Teeth loss tolerance
Missing belt teeth can be tolerated briefly until a replacement can be made by riding at low torques (easy acceleration, not too high sustained speeds).
The front sprocket has up to 28 total teeth, and only half of those can be in contact with the belt at any given moment, so a continuous sequence of stripped belt teeth might continue up to perhaps 12 but any length of missing teeth is riskier as it gets longer.
The teeth and inner surface of the belt can melt into the front sprocket if the sprocket slides where there are not teeth
If the front sprocket slides, the front sprocket will go fast and it will take out additional teeth as the wheel catches up
Eventually you will have to remove material from the front sprocket or replace it. And eventually the belt will break and you will be unable to climb a San Francisco hill (does this sound oddly specific?)
Scraping out the material with metal can damage the sprocket. Avoid it. A hardwood dowel or a polycarbonate rod, sharpened, is better. Acrylic is too weak.

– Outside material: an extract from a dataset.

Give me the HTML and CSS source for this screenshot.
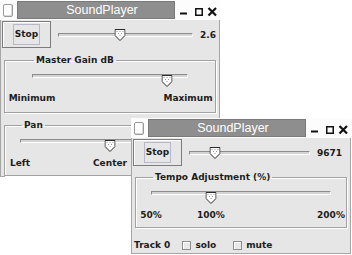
FILE: index.html
```html
<!DOCTYPE html>
<html lang="en">
<head>
    <meta charset="UTF-8">
    <meta name="viewport" content="width=device-width, initial-scale=1.0">
    <title>SoundPlayer</title>
    <link rel="stylesheet" href="styles.css">
</head>
<body>
    <div class="desk">
        <!-- main player window -->
        <div class="window win-main">
            <div class="titlebar">
                <span class="menu-box"></span>
                <span class="title">SoundPlayer</span>
                <svg class="controls" width="40" height="20" viewBox="0 0 40 20">
                    <rect x="0" y="12.5" width="7" height="2" fill="#111"/>
                    <rect x="15.75" y="8.75" width="6.5" height="6.5" fill="none" stroke="#111" stroke-width="1.5"/>
                    <path d="M28.5 8L36 15.5M36 8L28.5 15.5" stroke="#111" stroke-width="2.2"/>
                </svg>
            </div>
            <div class="content">
                <div class="row">
                    <button class="btn"><span class="focus">Stop</span></button>
                    <div class="slider">
                        <div class="track"></div>
                        <svg class="thumb" style="left: 45.6%" width="11" height="12" viewBox="0 0 11 12">
                            <path d="M0.5 0.5H10.5V6.5L5.5 11.5L0.5 6.5Z" fill="#fff" stroke="#2a2a2a"/>
                            <path d="M2 2h1v1H2zM5 2h1v1H5zM8 2h1v1H8zM3.5 4h1v1h-1zM6.5 4h1v1h-1zM5 6h1v1H5z" fill="#9a9a9a"/>
                        </svg>
                    </div>
                    <span class="value">2.6</span>
                </div>

                <fieldset class="group">
                    <legend>Master Gain dB</legend>
                    <div class="slider">
                        <div class="track"></div>
                        <svg class="thumb" style="left: 86.5%" width="11" height="12" viewBox="0 0 11 12">
                            <path d="M0.5 0.5H10.5V6.5L5.5 11.5L0.5 6.5Z" fill="#fff" stroke="#2a2a2a"/>
                            <path d="M2 2h1v1H2zM5 2h1v1H5zM8 2h1v1H8zM3.5 4h1v1h-1zM6.5 4h1v1h-1zM5 6h1v1H5z" fill="#9a9a9a"/>
                        </svg>
                    </div>
                    <div class="ticks">
                        <span style="left: 0%">Minimum</span>
                        <span style="left: 100%">Maximum</span>
                    </div>
                </fieldset>

                <fieldset class="group pan">
                    <legend>Pan</legend>
                    <div class="slider">
                        <div class="track"></div>
                        <svg class="thumb" style="left: 50%" width="11" height="12" viewBox="0 0 11 12">
                            <path d="M0.5 0.5H10.5V6.5L5.5 11.5L0.5 6.5Z" fill="#fff" stroke="#2a2a2a"/>
                            <path d="M2 2h1v1H2zM5 2h1v1H5zM8 2h1v1H8zM3.5 4h1v1h-1zM6.5 4h1v1h-1zM5 6h1v1H5z" fill="#9a9a9a"/>
                        </svg>
                    </div>
                    <div class="ticks">
                        <span style="left: 0%">Left</span>
                        <span style="left: 50%">Center</span>
                        <span style="left: 100%">Right</span>
                    </div>
                </fieldset>
            </div>
        </div>

        <!-- tempo window -->
        <div class="window win-tempo">
            <div class="titlebar">
                <span class="menu-box"></span>
                <span class="title">SoundPlayer</span>
                <svg class="controls" width="40" height="20" viewBox="0 0 40 20">
                    <rect x="0" y="12.5" width="7" height="2" fill="#111"/>
                    <rect x="15.75" y="8.75" width="6.5" height="6.5" fill="none" stroke="#111" stroke-width="1.5"/>
                    <path d="M28.5 8L36 15.5M36 8L28.5 15.5" stroke="#111" stroke-width="2.2"/>
                </svg>
            </div>
            <div class="content">
                <div class="row">
                    <button class="btn"><span class="focus">Stop</span></button>
                    <div class="slider">
                        <div class="track"></div>
                        <svg class="thumb" style="left: 21.5%" width="11" height="12" viewBox="0 0 11 12">
                            <path d="M0.5 0.5H10.5V6.5L5.5 11.5L0.5 6.5Z" fill="#fff" stroke="#2a2a2a"/>
                            <path d="M2 2h1v1H2zM5 2h1v1H5zM8 2h1v1H8zM3.5 4h1v1h-1zM6.5 4h1v1h-1zM5 6h1v1H5z" fill="#9a9a9a"/>
                        </svg>
                    </div>
                    <span class="value wide">9671</span>
                </div>

                <fieldset class="group tempo">
                    <legend>Tempo Adjustment (%)</legend>
                    <div class="slider">
                        <div class="track"></div>
                        <svg class="thumb" style="left: 33.3%" width="11" height="12" viewBox="0 0 11 12">
                            <path d="M0.5 0.5H10.5V6.5L5.5 11.5L0.5 6.5Z" fill="#fff" stroke="#2a2a2a"/>
                            <path d="M2 2h1v1H2zM5 2h1v1H5zM8 2h1v1H8zM3.5 4h1v1h-1zM6.5 4h1v1h-1zM5 6h1v1H5z" fill="#9a9a9a"/>
                        </svg>
                    </div>
                    <div class="ticks">
                        <span style="left: 0%">50%</span>
                        <span style="left: 33.3%">100%</span>
                        <span style="left: 100%">200%</span>
                    </div>
                </fieldset>

                <div class="track-row">
                    <span>Track 0</span>
                    <label class="check"><span class="box"></span>solo</label>
                    <label class="check"><span class="box"></span>mute</label>
                </div>
            </div>
        </div>
    </div>
</body>
</html>
```

FILE: styles.css
```css
/* page */
body {
    margin: 0;
    background-color: #fff;
    font-family: "DejaVu Sans", sans-serif;
    font-size: 9px;
    font-weight: bold;
    color: #1c1c1c;
}

.desk {
    position: relative;
    width: 352px;
    height: 255px;
    overflow: hidden;
}

/* windows */
.window {
    position: absolute;
    width: 220px;
    display: flex;
    flex-direction: column;
    background-color: #fcfcfc;
}

.win-main {
    left: 0;
    top: 0;
    height: 169px;
}

.win-tempo {
    left: 131px;
    top: 118px;
    height: 136px;
}

/* title bar */
.titlebar {
    height: 20px;
    display: flex;
    align-items: flex-start;
    flex-shrink: 0;
}

.menu-box {
    width: 10px;
    height: 13px;
    margin: 4px 0 0 3px;
    box-sizing: border-box;
    border: 1px solid #9a9a9a;
    border-radius: 2px;
    background-color: #fff;
    box-shadow: inset -1px -1px 0 #d8d8d8;
}

.title {
    width: 158px;
    height: 18px;
    margin: 1px 0 0 4px;
    box-sizing: border-box;
    padding-left: 12px;
    border: 1px solid #7a7a7a;
    background-color: #8e8e8e;
    color: #fff;
    font: 12.5px "Liberation Sans", sans-serif;
    line-height: 16px;
    text-align: center;
}

.controls {
    margin-left: 5px;
}

/* window body */
.content {
    flex: 1;
    background-color: #e6e6e6;
    border: 1px solid #a6a6a6;
    border-top: none;
    padding: 1px 2px 0 1px;
}

.row {
    display: flex;
    align-items: center;
    height: 27px;
}

.btn {
    width: 49px;
    height: 27px;
    padding: 0;
    display: flex;
    justify-content: center;
    align-items: center;
    border: 1px solid #7c7c7c;
    background-color: #e6e6e6;
    box-shadow: inset 1px 1px 0 #fff;
    font: inherit;
    color: inherit;
}

.focus {
    padding: 4px 1px;
    line-height: 11px;
    border: 1px solid #b8b8c8;
}

/* sliders */
.slider {
    position: relative;
    height: 14px;
}

.row .slider {
    flex: 1;
    margin-left: 7px;
}

.track {
    margin-top: 5px;
    height: 2px;
    border: 1px solid #8c8c8c;
    border-right-color: #fff;
    border-bottom-color: #fff;
    background-color: #d4d4d4;
}

.thumb {
    position: absolute;
    top: 1px;
    transform: translateX(-50%);
}

.value {
    margin-left: 7px;
    padding-right: 1px;
}

.value.wide {
    padding-right: 6px;
}

/* titled groups */
.group {
    margin: 7px 1px 0 2px;
    padding: 3px 27px 8px;
    border: 1px solid #a2a2a2;
    box-shadow: inset 1px 1px 0 #fff, 1px 1px 0 #fff;
}

.group legend {
    margin-left: 2px;
    padding: 0 2px;
    line-height: 11px;
}

.pan {
    padding: 3px 15px 6px;
}

.tempo {
    margin: 6px 1px 0 2px;
    padding: 3px 15px 6px;
}

.ticks {
    position: relative;
    height: 11px;
    margin-top: 5px;
    line-height: 11px;
}

.ticks span {
    position: absolute;
    top: 0;
    transform: translateX(-50%);
    white-space: nowrap;
}

/* track options */
.track-row {
    display: flex;
    align-items: center;
    margin: 12px 0 0 1px;
    line-height: 11px;
}

.check {
    display: flex;
    align-items: center;
    margin-left: 12px;
}

.check + .check {
    margin-left: 17px;
}

.box {
    width: 9px;
    height: 9px;
    margin-right: 4px;
    box-sizing: border-box;
    border: 1px solid #8e8e8e;
    background-color: #e8e8e8;
    box-shadow: inset 1px 1px 0 #fff;
}
```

Damage From Sprocket Debris

Drive Belt/Damage From Sprocket Debris

Specifications

Zero's final drive is a custom-designed Gates HTD (high torque drive) Poly Chain Carbon toothed carbon fiber belt.

  • It's never been available outside of Zero's parts system.
  • It's been the same part for 2012-2016 models.
    2017 models shifted to a wider belt that can accommodate more torque/loading.
Years Width Pitch Models Sprockets Number of Teeth Length OEM Part No. Photo
2010-2011 14mm 8mm S/DS 98T / 28T 200
30-02641
2012-2016 S/SR 132T / 28T 220
30-03673 (old logo)
30-08084 (new logo)
reference photo of belt
DS/DSR 130T / 28T
2017- 17mm 14mm S 13.0 130T / 28T
FX/FXS
DS/DSR
SR/S6.5
90T / 20T 158
30-08086
reference photo of wide belt
2020- 20 11 SRF 90T / 20T 151
30-08226
Part
Gates GT Carbon, 14mm wide, 8mm pitch, 220 teeth. It's only available from Zero.
P/N's are 30-03673 ("Belt Drive, 220T, 8mm Pitch, 14mm Wide") and also 30-08084 (same belt w/new Zero logo).
One rough match for reference: Gates 8MGT-1760-12 Belt
Another Gates product page that highly indicates a product/technology match: Poly Chain® GT® Carbon™ synchronous belts per Gates drive belts (EMF Thread)


Tension Check

Krikit Tension Gauge

Zero recommends the Gates Krikit belt tension gauge to check belt tension.

Krikit Tension Gauge invoice and box
Krikit Tension Gauge gauge and instructions
Video Guide
MostlyBonkers made a How-to video:
Tips
  • Turning the back wheel backwards before measuring will give different readout compared to turning the wheel forwards before measuring using the same spot.
    The difference may be significant to the (pre-2017) 20-30kg belt tension specification.
    For wide-belt 2017+ models, the tension specification is very wide (~25-75kg) and thus has a lot of leeway but seems worth a rotational check anyway.
  • The center of the belt can be reached from below, without removing the mudguard.
    This is described as a note in 5.14 in the 2015 manual
Steps
More detailed generic instructions for the Krikit deflection device
  1. Ensure the blue indicator arm is pressed down.
  2. Place the gauge in the center of the belt span, such that it is aligned longitudinally with the belt length.
  3. Place a finger on the blue pressure pad and depress this pressure pad.
  4. Keep pressing the blue pressure pad until you feel and hear a distinct 'click'. When this 'click' sound is heard, do not press any further.
  5. Remove the gauge and read the belt tension by observing the point where the top side of the blue indicator arm crosses the numbered scale on the gauge body.
  • Care must be taken to ensure that the gauge is not 'rocked' when pressing down on the blue pressure pad. The strap above the pressure bar is provided to attach snugly over the finger and prevent any 'rocking' motion.
  • Due to the fact that this device requires some amount of practice and operator skill, the accuracy and repeatability of the tension readings are not high.
Improvement
Because this procedure is not trivial to perform consistently, there is a modification to make the tension gauge easier to align
Gates' Carbon Drive mobile app
As of 2017, the Official Owners Manual also includes a procedure using Gates' Carbon Drive mobile app to check belt tension.
Usage
  • Use the application in a quiet environment.
  • Pluck the belt near the center of the lower belt span, so it vibrates like a guitar string.
Recommended Belt Tension
Belt Type Years Resonant Frequency Tension Range
Narrow 2013-2016 96.3 Hz – 124 Hz 20 – 30kg
Wide 2017+ (except S 13.0) 42.5 Hz – 73.6 Hz 25 – 76.5kg

The frequency can also be checked with instrument tuning apps such as Tuner-gStrings for Android.